SHUT UP AND PLAY

Jason Akermanis’ Little Brother Would Like You Forget Jason’s Homophobia

Trouble piles on for Jason Akermanis the Aussie Football League player who said gay athletes should stay closeted. First he stuck his foot in his mouth, then Akermanis said that his column had been edited to sound more homophobic (a lie, it turns out). A lot of guys in Ackermanis’ league started calling him out and some of his teammates said that all the press attention from the article effected their playing. And now after telling him to shut up, Akcermanis’ team The Western Bulldogs has demoted him. The only person in Akermanis’ corner? His brother.

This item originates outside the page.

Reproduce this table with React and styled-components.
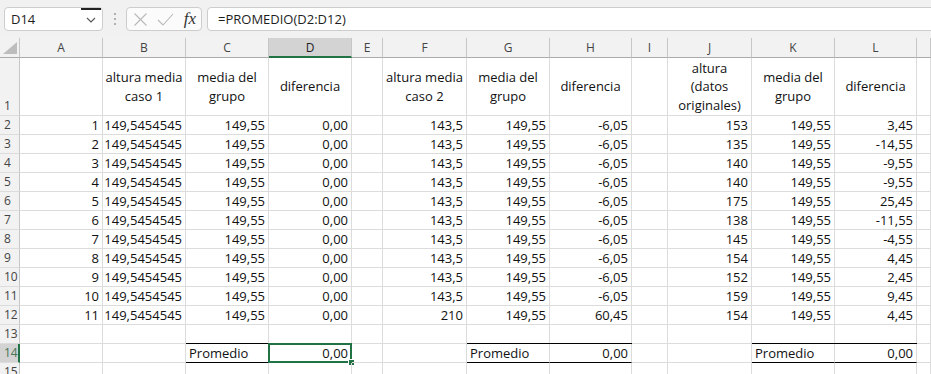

Here’s what Jason’s younger brother Rory has to say:

“I know I’m biased, but every time he has an opinion people want to shoot him down. He wasn’t gay bashing. He was just saying the culture is not right to have a gay player come out. In my opinion, if a bloke does come out he would get hounded by opposition supporters. It would be sad, I think… what’s done is done… Whether he lied about the column or not, it doesn’t affect how he plays football. He just wants to get on with playing football … he wants to get his nerve right. I’m hoping they do nothing, just say that he needs a rest. I don’t know why they’d want to put him on suspension for writing an article.”

It’s sweet that Lil’ Akermanis has come out in support of his big bro, but Akermanis’ team had every right to dismiss him if they wanted. Not because he spoke the mind of athletic homophobes everywhere, but because he put himself above his team by doing so. Sports teams have PR people and athletes have agents to prevent these sorts of needless statements from starting. Akermanis didn’t merely acknowledge homophobia in the sports world, he advocated it. (He also warned of all the “other” people who are homophobes, which is a bigot’s most-used, and worst, disguise.) In doing so, he stepped out of his role as an athlete and became a spokesperson on the wrong side of a politically-charged topic.

Hey Jason, how about healing that injured hamstring and playing ball instead?

That’s not to say that Akermanis should have been sacked (albeit temporarily), but it’s ironic that he worried that “the publicity associated with a current player admitting he’s gay… could break the fabric of a club” when the publicity he’s generated as a current player speaking against gays has easily done the same thing.